There is a rumour/urban myth within the music industry (and I’ve checked on this with the folk I know in said circles) that Kylie Minogue’s first UK hit “I should be so lucky” was written very fast – we’re talking somewhere between 10 to 30mins...
The story goes that Stock, Aitken + Waterman, had completely forgotten about Kylie’s first visit to the UK and on arrival at their studio, she sat in their foyer whilst they quickly dug out the keyboards and the sampling machine and threw together the song. Kylie admits herself that coming from the world of t.v., she treated the lyrics like a script and sang into the mike as directed. The song was recorded in a few takes and off she flew from Heathrow at the end of the day. It happened that fast.

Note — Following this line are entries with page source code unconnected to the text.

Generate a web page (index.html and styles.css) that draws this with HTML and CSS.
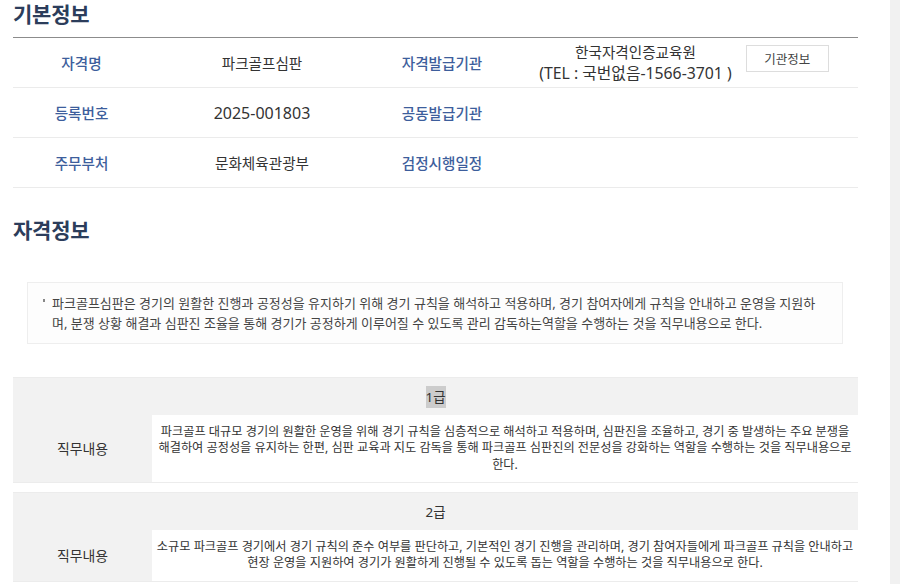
FILE: index.html
```html
<!DOCTYPE html>
<html lang="ko">
<head>
<meta charset="utf-8">
<title>자격정보</title>
<link rel="stylesheet" href="styles.css">
</head>
<body>
<div class="page">
  <main class="content">
    <h2 class="sec-title">기본정보</h2>
    <table class="info">
      <colgroup>
        <col class="c1"><col class="c2"><col class="c3"><col class="c4">
      </colgroup>
      <tr>
        <th>자격명</th>
        <td>파크골프심판</td>
        <th>자격발급기관</th>
        <td>
          <div class="org">
            <div class="org-text">한국자격인증교육원<br><span class="tel">(TEL : 국번없음-1566-3701 )</span></div>
            <button class="org-btn" type="button">기관정보</button>
          </div>
        </td>
      </tr>
      <tr>
        <th>등록번호</th>
        <td class="num">2025-001803</td>
        <th>공동발급기관</th>
        <td></td>
      </tr>
      <tr>
        <th>주무부처</th>
        <td>문화체육관광부</td>
        <th>검정시행일정</th>
        <td></td>
      </tr>
    </table>

    <h2 class="sec-title sec-second">자격정보</h2>
    <div class="desc">
      <p class="desc-text">파크골프심판은 경기의 원활한 진행과 공정성을 유지하기 위해 경기 규칙을 해석하고 적용하며, 경기 참여자에게 규칙을 안내하고 운영을 지원하며, 분쟁 상황 해결과 심판진 조율을 통해 경기가 공정하게 이루어질 수 있도록 관리 감독하는역할을 수행하는 것을 직무내용으로 한다.</p>
    </div>

    <table class="grade">
      <colgroup><col class="g1"><col class="g2"></colgroup>
      <tr><th class="grade-head" colspan="2"><span class="sel">1급</span></th></tr>
      <tr>
        <th class="grade-label">직무내용</th>
        <td class="grade-body">파크골프 대규모 경기의 원활한 운영을 위해 경기 규칙을 심층적으로 해석하고 적용하며, 심판진을 조율하고, 경기 중 발생하는 주요 분쟁을 해결하여 공정성을 유지하는 한편, 심판 교육과 지도 감독을 통해 파크골프 심판진의 전문성을 강화하는 역할을 수행하는 것을 직무내용으로 한다.</td>
      </tr>
    </table>

    <table class="grade">
      <colgroup><col class="g1"><col class="g2"></colgroup>
      <tr><th class="grade-head" colspan="2">2급</th></tr>
      <tr>
        <th class="grade-label">직무내용</th>
        <td class="grade-body">소규모 파크골프 경기에서 경기 규칙의 준수 여부를 판단하고, 기본적인 경기 진행을 관리하며, 경기 참여자들에게 파크골프 규칙을 안내하고 현장 운영을 지원하여 경기가 원활하게 진행될 수 있도록 돕는 역할을 수행하는 것을 직무내용으로 한다.</td>
      </tr>
    </table>
  </main>
  <div class="rail"></div>
</div>
</body>
</html>
```

FILE: styles.css
```css
* { box-sizing: border-box; }

html, body {
  margin: 0;
  padding: 0;
  background: #ffffff;
  font-family: "Noto Sans", "Noto Sans CJK KR", sans-serif;
  color: #333333;
  overflow: hidden;
}

.page {
  display: flex;
  width: 900px;
  height: 584px;
}

.content {
  width: 845px;
  margin-left: 13px;
  flex: none;
}

.rail {
  margin-left: auto;
  width: 10px;
  background: #f1f1f1;
}

.sec-title {
  margin: 0;
  font-size: 21px;
  line-height: 28px;
  height: 37px;
  font-weight: 700;
  letter-spacing: -0.2px;
  color: #2c3d5b;
}

.sec-second {
  margin-top: 28px;
  height: auto;
}

.info {
  width: 845px;
  border-collapse: collapse;
  table-layout: fixed;
  border-top: 1px solid #8c8c8c;
}

.info .c1 { width: 137px; }
.info .c2 { width: 224px; }
.info .c3 { width: 136px; }
.info .c4 { width: 348px; }

.info th,
.info td {
  height: 50px;
  padding: 0;
  text-align: center;
  vertical-align: middle;
  font-size: 14.6px;
  border-bottom: 1px solid #ebebeb;
}

.info th {
  color: #3d5e9c;
  font-weight: 500;
}

.info td {
  color: #333333;
  font-weight: 400;
}

.info td.num {
  font-size: 16px;
}

.org {
  display: flex;
  justify-content: center;
  align-items: flex-start;
  gap: 14px;
}

.org-text {
  line-height: 21px;
  font-size: 14.6px;
}

.tel {
  font-size: 15.8px;
}

.org-btn {
  margin-top: 3px;
  width: 83px;
  height: 27px;
  border: 1px solid #dddddd;
  background: #ffffff;
  font-family: inherit;
  font-size: 12.5px;
  color: #444444;
  padding: 0;
}

.desc {
  margin: 38px 15px 0 14px;
  padding: 10px 14px 10px 24px;
  border: 1px solid #eeeeee;
  background: #fdfdfd;
}

.desc-text {
  margin: 0;
  position: relative;
  font-size: 13px;
  line-height: 20px;
  color: #444444;
}

.desc-text::before {
  content: "";
  position: absolute;
  left: -9px;
  top: 6px;
  width: 2px;
  height: 3px;
  background: #888888;
}

.grade {
  width: 845px;
  border-collapse: collapse;
  table-layout: fixed;
  margin-top: 33px;
  border-top: 1px solid #ececec;
  border-bottom: 1px solid #ececec;
}

.grade + .grade {
  margin-top: 9px;
}

.grade .g1 { width: 139px; }
.grade .g2 { width: 706px; }

.grade-head {
  height: 37px;
  padding: 0;
  background: #f2f2f2;
  text-align: center;
  font-size: 13.4px;
  font-weight: 400;
  color: #333333;
}

.sel {
  background: #cccccc;
  padding: 2px 0;
}

.grade-label {
  background: #f2f2f2;
  text-align: center;
  font-size: 13.9px;
  font-weight: 400;
  color: #333333;
  padding: 0;
}

.grade-body {
  padding: 9px 0;
  text-align: center;
  vertical-align: middle;
  font-size: 12.2px;
  line-height: 16.5px;
  color: #333333;
  word-break: keep-all;
}
```
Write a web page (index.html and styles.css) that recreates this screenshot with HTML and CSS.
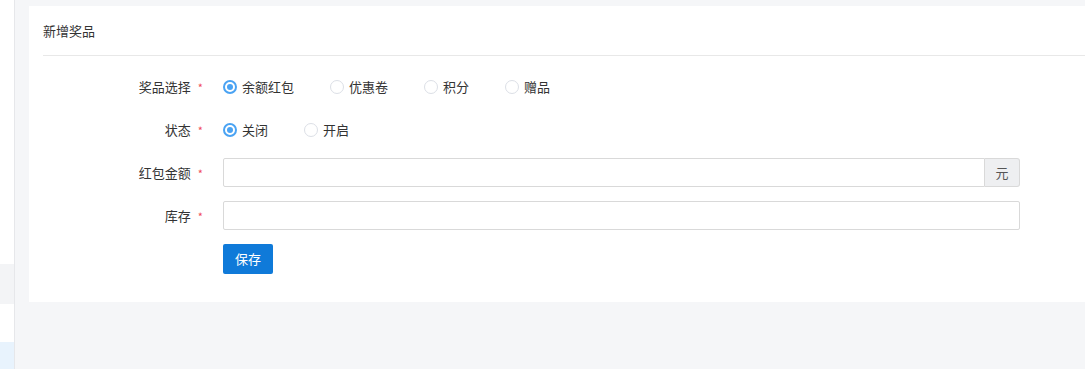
FILE: index.html
```html
<!DOCTYPE html>
<html lang="zh">
<head>
<meta charset="utf-8">
<link rel="stylesheet" href="styles.css">
</head>
<body>
<div class="app">
  <aside class="sidebar">
    <div class="side-fill"></div>
    <div class="side-item gray"></div>
    <div class="side-gap"></div>
    <div class="side-item blue"></div>
  </aside>
  <main class="main">
    <section class="card">
      <div class="card-header">新增奖品</div>
      <div class="card-body">
        <div class="row">
          <div class="label">奖品选择<span class="req">*</span></div>
          <div class="control radios">
            <label class="radio"><span class="dot on"></span>余额红包</label>
            <label class="radio"><span class="dot"></span>优惠卷</label>
            <label class="radio"><span class="dot"></span>积分</label>
            <label class="radio"><span class="dot"></span>赠品</label>
          </div>
        </div>
        <div class="row">
          <div class="label">状态<span class="req">*</span></div>
          <div class="control radios">
            <label class="radio"><span class="dot on"></span>关闭</label>
            <label class="radio"><span class="dot"></span>开启</label>
          </div>
        </div>
        <div class="row">
          <div class="label">红包金额<span class="req">*</span></div>
          <div class="control input-group">
            <div class="input grow"></div>
            <div class="addon">元</div>
          </div>
        </div>
        <div class="row">
          <div class="label">库存<span class="req">*</span></div>
          <div class="control">
            <div class="input"></div>
          </div>
        </div>
        <div class="row">
          <div class="label"></div>
          <div class="control">
            <button class="btn">保存</button>
          </div>
        </div>
      </div>
    </section>
  </main>
</div>
</body>
</html>
```

FILE: styles.css
```css
* { box-sizing: border-box; }
html, body { margin: 0; padding: 0; }
body {
  font-family: "Noto Sans CJK SC", "Liberation Sans", sans-serif;
  font-size: 13px;
  color: #333;
  background: #f5f6f8;
  width: 1085px;
  height: 369px;
  overflow: hidden;
}
.app { display: flex; height: 369px; }
.sidebar {
  width: 15px;
  flex: none;
  background: #fff;
  border-right: 1px solid #e6e7ea;
  display: flex;
  flex-direction: column;
}
.side-fill { height: 264px; }
.side-item { height: 40px; }
.side-item.gray { background: #f3f4f6; }
.side-gap { height: 38px; }
.side-item.blue { background: #e8f3fd; flex: 1; }
.main {
  flex: 1;
  padding: 6px 0 0 14px;
  min-width: 0;
}
.card {
  background: #fff;
  width: 1070px;
  height: 296px;
  padding: 0 0 0 14px;
}
.card-header {
  height: 50px;
  line-height: 49px;
  border-bottom: 1px solid #e8e8e8;
  font-size: 13px;
  color: #333;
}
.card-body { padding-top: 16px; }
.row {
  display: flex;
  align-items: center;
  height: 29px;
  margin-bottom: 14px;
}
.label {
  width: 180px;
  flex: none;
  text-align: right;
  padding-right: 20px;
  color: #333;
}
.req { color: #f04a5a; margin-left: 7px; font-size: 11px; }
.control { display: flex; align-items: center; }
.radio {
  display: flex;
  align-items: center;
  margin-right: 36px;
  color: #333;
}
.dot {
  width: 14px;
  height: 14px;
  border: 1px solid #dcdfe6;
  border-radius: 50%;
  margin-right: 5px;
  position: relative;
  background: #fff;
}
.dot.on { border: 2px solid #4aa3f3; }
.dot.on::after {
  content: "";
  position: absolute;
  left: 2px; top: 2px;
  width: 6px; height: 6px;
  border-radius: 50%;
  background: #4aa3f3;
}
.input-group { width: 797px; }
.input {
  width: 797px;
  height: 29px;
  border: 1px solid #d9d9d9;
  border-radius: 2px;
  background: #fff;
}
.input.grow {
  flex: 1;
  width: auto;
  border-radius: 2px 0 0 2px;
}
.addon {
  width: 35px;
  height: 29px;
  border: 1px solid #d9d9d9;
  border-left: none;
  border-radius: 0 3px 3px 0;
  background: #eeeff1;
  display: flex;
  align-items: center;
  justify-content: center;
  color: #555;
}
.btn {
  font-family: inherit;
  font-size: 13px;
  color: #fff;
  background: #0f7ad9;
  border: none;
  border-radius: 2px;
  width: 50px;
  height: 30px;
  padding: 0;
}
```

I love the story. I know you’ll have a few anecdotes yourself.
Learning here is this: Having little time IS NOT an issue when it comes to solving problems; it can sometimes be a blessing.
When time is tight your brain doesn’t move any faster. It’s always moving fast. Normally however you’ve got time to consciously judge stuff. When time is tight, there is no room for conscious processing; that’ll waste what moments you do have. It’s time to relax and allow your subconscious processing to surface. All the time it’s moving super fast and making decisions without your awareness. It knows EXACTLY what’s’ going on. It’s the greatest resource you have so the trick is to allow it to show you...
Let’s look at Kylie’s song. Stock, Aitken + Waterman had written songs by the dozen. They had a strong back catalogue of successes and thousands of hours between them crafting lyrics and melodies. The collective and individual power of their mind when it came to ‘writing a song’ was without question. Whether you like their style isn’t the issue here. They could write and had got something that worked for them just as well as Lennon and McCartney – it was just on this occasion they cut out the crap and nailed a song in 20mins.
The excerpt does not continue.